In any good outcome or impact model, the overarching directive, or “impact strategy,” is the driver behind the entire results construct. As a bonus, your impact strategy for technology adoption will easily be understood by board members, staff members, or volunteers because it is directly related to why you care about your organization’s work!
The Impact Strategy
We get out of bed every day to change lives in a world of need, limited resources, and growing expectations. Technology will empower us—executives, staff, volunteers, and funding sources—to serve more people with every hour, every program, and every dollar. Your overarching strategy in adopting technology is to deliver more mission.
Your new software should directly align with the impact strategy by supporting the more efficient, higher quality, and larger quantity of mission-related program provision.
Next, identify “impact areas,” through which you both identify the key components of your impact strategy for technology adoption and slice the impact strategy “apple” into manageable bits. Then, define indicators of success under each impact area. Please note that indicators/objectives under each impact area are not listed in this model but can be further explored in my upcoming NTEN workshop.
Impact Area 1: Track what matters
What does “track what matters” mean? Well, the “what matters” is different for every nonprofit, but your nonprofit needs one system to manage whatever information that your staff, client base, volunteer pool, or funders need to collect and report. You’ve ideally chosen a software that is powerful yet easy to use, completely HIPAA secure, web-based, and affordable ─ empowering directors, staff, and stakeholders to easily record, store, and mine all the data you require to enable you to deliver more mission.
What Do You Need to Track?
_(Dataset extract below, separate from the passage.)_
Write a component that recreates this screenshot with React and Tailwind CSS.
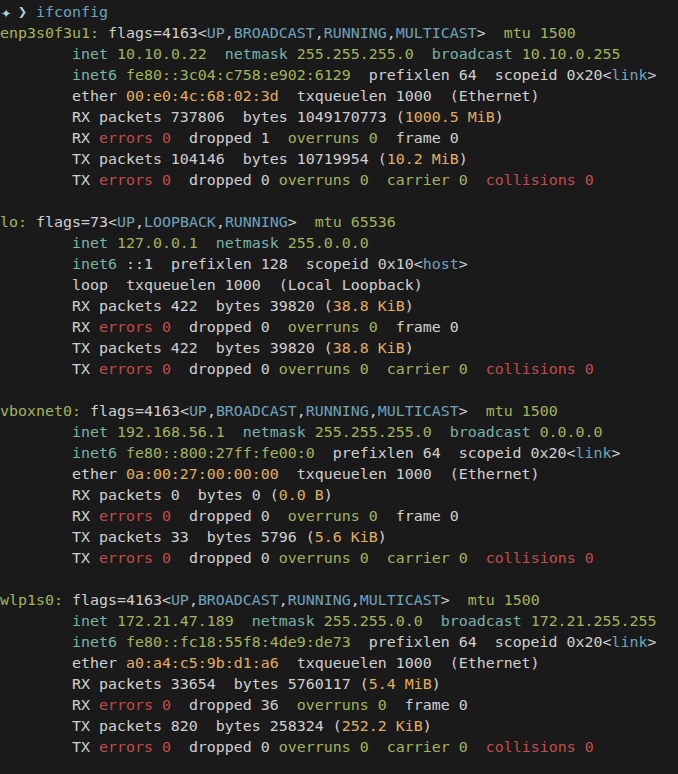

Defining this is easier than you think. Gather all the paper forms or Excel spreadsheets you now use to follow your consumers through their service provision journey, from referral though discharge. Delete any repetitive or outdated information gathering or questions in those forms. Review your reports to ensure you are really collecting what you need for internal and external reporting. Modify those forms to reflect this report requirements review. Reproduce those forms in your new software, hopefully equipped with easy-to-use form building tools.
Impact Area 2: Collaborate with ease
What does “collaborate with ease” mean? We all recognize the need to more effectively cooperate with external service providers and strengthen internal collaboration amongst your staff and volunteers. To really support efficient and effective collaboration, your nonprofit requires one flexible, permission-secure, easy-to-use system ─ placing shared histories, updates, reports, and actions at everyone’s fingertips.
Collaborations with single or multiple partners can expand and enrich the continuum of care in your nonprofit, the community, or among special populations. A high level of appropriate information sharing among staff and volunteers ensures that your organization maximizes capacity and resources in providing services.
It is difficult, if not impossible, to provide family-centric, holistic case management or other collaborative services when staff cannot securely and immediately share information (e.g., about clients in the same household or regarding a consumer needing multiple services). Through collaboration, you will be empowered to share the following: information about real facts; outcomes quickly, easily, and simply; and pertinent secure information. Remember that the best software can be accessed via mobile devices on any browser: This capability can increase the quality and quantity of information recorded by busy, on-the-go professionals in your organizations.
Impact Area 3: Prove impact
Your nonprofit (and almost 100% of funders, by the way) seek quantifiable proof that your nonprofit service provision results in a beneficial consequence, outcome, or impact. The identification, tracking, and reporting of desired outcomes provides a unifying purpose for staff, volunteers, and your board—offering programs and measures to drive an ever bigger impact.
Nonprofits and grant writers are increasingly being asked to use outcomes-based, provable data when applying for grants, causing major shifts in funding and accountability. Both funders and individual donors prefer proof of impact because it increases the chances that the programs they pay for will get positive results. This means that, without the correct outcome reports, nonprofits are increasingly finding grantor checkbooks closed.
Nonprofit organizations rely on performance measurement to guide their service practices. Would any for-profit business expect to be successful if they lacked the will or means to closely monitor their products’ consumer acceptance and their company’s impact on their market? The same holds true for nonprofits—an absence of planning or measurement means you are leading your clients into a dark room. You are also likely to fall behind on best practices — something no professional wants.
Throughout the above process of shifting your thinking to successfully adopt new software, you should involve a few key staff in your thinking process. Your dedicated and informed staff will assist you in reframing the way your organization collects what matters, collaborates with ease, and proves every impact, thus moving forward your overall strategy of providing more mission.
Successful adoption of new technology is easier, and more successful, when you provide unwavering leadership and direction, involve your staff in the planning process, frame the shift in a manner that everyone can understand, and share success with your entire organization. Again, congratulations on making this important move forward in delivering more mission.